---------- DATA SHOWN

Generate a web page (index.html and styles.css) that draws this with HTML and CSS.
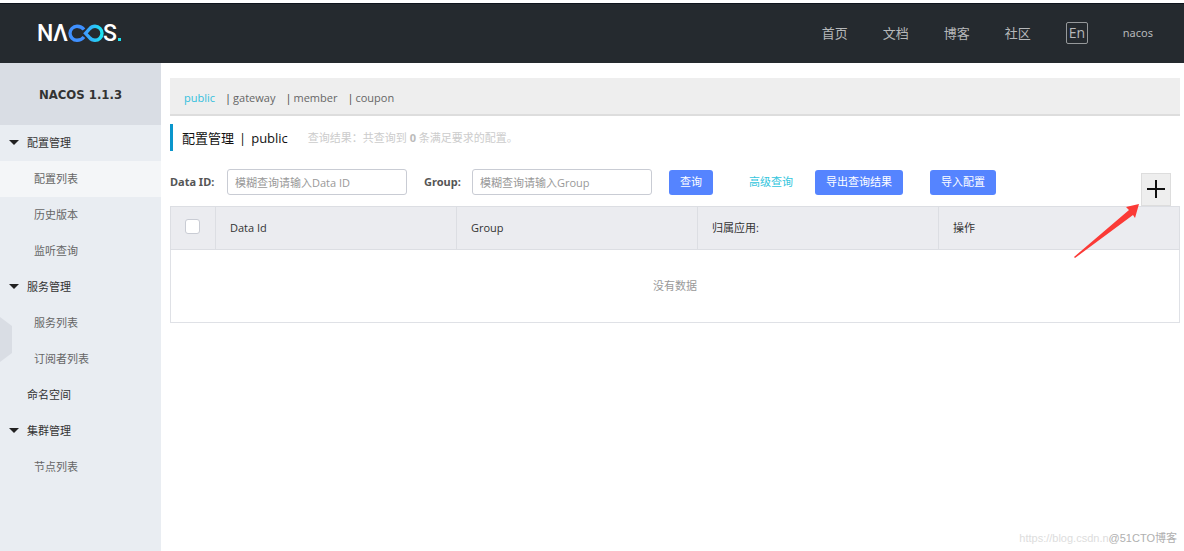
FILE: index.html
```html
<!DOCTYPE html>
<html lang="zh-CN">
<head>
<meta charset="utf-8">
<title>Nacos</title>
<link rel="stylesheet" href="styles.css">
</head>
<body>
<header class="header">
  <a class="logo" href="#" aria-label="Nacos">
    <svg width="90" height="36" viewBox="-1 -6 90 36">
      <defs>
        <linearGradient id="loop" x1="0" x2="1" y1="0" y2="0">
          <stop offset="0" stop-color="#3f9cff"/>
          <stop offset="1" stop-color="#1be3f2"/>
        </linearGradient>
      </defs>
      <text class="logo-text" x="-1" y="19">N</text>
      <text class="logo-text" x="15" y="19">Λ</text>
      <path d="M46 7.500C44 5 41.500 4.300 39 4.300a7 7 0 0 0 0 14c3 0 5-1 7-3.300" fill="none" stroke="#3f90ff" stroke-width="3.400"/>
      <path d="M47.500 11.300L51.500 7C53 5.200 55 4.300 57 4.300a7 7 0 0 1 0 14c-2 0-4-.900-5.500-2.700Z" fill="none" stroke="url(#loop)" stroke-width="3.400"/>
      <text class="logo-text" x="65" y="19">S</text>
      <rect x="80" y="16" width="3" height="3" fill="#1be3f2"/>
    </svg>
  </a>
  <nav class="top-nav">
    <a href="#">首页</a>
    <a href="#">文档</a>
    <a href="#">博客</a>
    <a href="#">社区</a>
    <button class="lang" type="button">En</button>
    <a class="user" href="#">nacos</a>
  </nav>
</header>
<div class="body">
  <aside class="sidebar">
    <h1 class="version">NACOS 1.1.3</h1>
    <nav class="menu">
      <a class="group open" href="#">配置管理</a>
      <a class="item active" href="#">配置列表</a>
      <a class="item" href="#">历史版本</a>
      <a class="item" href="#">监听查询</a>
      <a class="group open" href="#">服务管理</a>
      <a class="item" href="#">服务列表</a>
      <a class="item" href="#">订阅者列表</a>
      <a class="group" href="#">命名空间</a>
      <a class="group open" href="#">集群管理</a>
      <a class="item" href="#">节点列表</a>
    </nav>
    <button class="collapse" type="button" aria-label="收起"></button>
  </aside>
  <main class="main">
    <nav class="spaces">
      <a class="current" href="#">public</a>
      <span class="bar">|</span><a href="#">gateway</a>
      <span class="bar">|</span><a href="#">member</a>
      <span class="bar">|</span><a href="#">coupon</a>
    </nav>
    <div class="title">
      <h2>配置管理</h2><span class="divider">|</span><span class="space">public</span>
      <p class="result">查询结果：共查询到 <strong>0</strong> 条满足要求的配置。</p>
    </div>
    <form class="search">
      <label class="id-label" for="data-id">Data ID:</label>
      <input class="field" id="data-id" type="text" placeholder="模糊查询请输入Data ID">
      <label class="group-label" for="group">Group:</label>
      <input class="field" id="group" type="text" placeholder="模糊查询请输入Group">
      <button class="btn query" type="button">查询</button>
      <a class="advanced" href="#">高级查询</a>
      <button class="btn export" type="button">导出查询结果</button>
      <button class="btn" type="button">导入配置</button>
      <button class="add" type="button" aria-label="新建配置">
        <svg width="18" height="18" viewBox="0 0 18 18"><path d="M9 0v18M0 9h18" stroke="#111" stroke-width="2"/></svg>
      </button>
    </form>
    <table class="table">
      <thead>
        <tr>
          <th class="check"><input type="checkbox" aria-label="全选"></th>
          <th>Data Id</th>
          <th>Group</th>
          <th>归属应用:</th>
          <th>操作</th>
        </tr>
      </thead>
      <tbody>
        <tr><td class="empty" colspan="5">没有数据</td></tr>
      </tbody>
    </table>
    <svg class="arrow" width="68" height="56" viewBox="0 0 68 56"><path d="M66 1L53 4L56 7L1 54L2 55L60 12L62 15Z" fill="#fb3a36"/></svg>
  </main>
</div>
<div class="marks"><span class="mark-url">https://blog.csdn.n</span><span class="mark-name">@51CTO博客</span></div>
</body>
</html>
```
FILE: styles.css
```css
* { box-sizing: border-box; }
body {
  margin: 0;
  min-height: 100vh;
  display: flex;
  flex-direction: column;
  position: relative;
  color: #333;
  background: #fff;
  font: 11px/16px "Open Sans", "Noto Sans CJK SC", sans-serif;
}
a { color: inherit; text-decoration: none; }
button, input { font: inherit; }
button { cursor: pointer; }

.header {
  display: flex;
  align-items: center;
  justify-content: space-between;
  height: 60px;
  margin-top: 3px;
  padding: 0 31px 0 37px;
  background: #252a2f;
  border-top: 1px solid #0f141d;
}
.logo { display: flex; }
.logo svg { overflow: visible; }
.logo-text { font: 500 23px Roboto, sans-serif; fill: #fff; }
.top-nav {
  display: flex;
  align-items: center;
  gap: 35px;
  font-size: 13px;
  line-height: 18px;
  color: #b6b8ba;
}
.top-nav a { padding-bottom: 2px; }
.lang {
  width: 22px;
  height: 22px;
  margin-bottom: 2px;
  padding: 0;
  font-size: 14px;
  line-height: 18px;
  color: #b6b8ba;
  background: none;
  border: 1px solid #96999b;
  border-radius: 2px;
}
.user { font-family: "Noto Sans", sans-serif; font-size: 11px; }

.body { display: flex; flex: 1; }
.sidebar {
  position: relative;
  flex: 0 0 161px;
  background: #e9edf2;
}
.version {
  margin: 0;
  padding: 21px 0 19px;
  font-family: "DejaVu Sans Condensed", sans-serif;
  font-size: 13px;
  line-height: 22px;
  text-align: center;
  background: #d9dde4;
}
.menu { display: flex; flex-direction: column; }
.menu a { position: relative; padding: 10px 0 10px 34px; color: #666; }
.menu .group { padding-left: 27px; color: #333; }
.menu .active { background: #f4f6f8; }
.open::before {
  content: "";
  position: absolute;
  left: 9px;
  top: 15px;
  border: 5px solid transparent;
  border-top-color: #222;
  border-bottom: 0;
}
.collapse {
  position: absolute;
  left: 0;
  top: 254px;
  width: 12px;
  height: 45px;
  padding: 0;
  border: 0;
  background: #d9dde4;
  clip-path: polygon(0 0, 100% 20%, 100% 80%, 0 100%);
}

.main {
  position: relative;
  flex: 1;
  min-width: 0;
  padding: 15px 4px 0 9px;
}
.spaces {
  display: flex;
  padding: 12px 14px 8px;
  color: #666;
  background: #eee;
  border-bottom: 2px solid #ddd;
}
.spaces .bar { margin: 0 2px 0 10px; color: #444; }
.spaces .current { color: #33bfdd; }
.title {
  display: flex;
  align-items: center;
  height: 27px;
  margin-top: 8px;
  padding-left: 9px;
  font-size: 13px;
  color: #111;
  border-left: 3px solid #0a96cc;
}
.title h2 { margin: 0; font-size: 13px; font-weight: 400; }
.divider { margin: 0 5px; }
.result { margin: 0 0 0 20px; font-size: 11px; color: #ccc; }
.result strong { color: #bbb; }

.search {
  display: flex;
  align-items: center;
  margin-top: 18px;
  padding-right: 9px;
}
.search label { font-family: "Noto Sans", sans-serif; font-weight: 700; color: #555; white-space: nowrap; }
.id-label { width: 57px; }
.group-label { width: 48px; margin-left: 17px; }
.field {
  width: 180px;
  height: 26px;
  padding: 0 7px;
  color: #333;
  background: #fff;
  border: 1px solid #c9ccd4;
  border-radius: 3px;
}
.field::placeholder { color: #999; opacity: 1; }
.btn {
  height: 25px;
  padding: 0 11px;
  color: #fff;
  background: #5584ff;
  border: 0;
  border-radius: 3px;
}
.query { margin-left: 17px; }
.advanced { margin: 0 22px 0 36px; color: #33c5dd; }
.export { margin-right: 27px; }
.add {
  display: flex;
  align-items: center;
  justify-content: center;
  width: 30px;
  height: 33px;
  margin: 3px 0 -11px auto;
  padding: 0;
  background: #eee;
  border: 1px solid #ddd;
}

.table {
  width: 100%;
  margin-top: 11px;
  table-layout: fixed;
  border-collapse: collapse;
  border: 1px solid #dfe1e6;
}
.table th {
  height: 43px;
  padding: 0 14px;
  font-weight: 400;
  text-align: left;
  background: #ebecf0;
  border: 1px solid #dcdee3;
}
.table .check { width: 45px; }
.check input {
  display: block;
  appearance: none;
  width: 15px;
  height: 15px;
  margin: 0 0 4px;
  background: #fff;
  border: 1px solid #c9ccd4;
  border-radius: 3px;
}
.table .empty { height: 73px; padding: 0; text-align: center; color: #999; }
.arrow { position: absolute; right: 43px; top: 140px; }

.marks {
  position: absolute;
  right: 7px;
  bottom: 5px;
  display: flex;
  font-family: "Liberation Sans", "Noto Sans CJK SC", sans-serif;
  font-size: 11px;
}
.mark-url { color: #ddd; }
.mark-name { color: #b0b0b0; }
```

--------------------

(TASK DIRECTIONS) Determine how many lines in the listing above hold the string "styles", then write only the number.

(IN RESPONSE) 3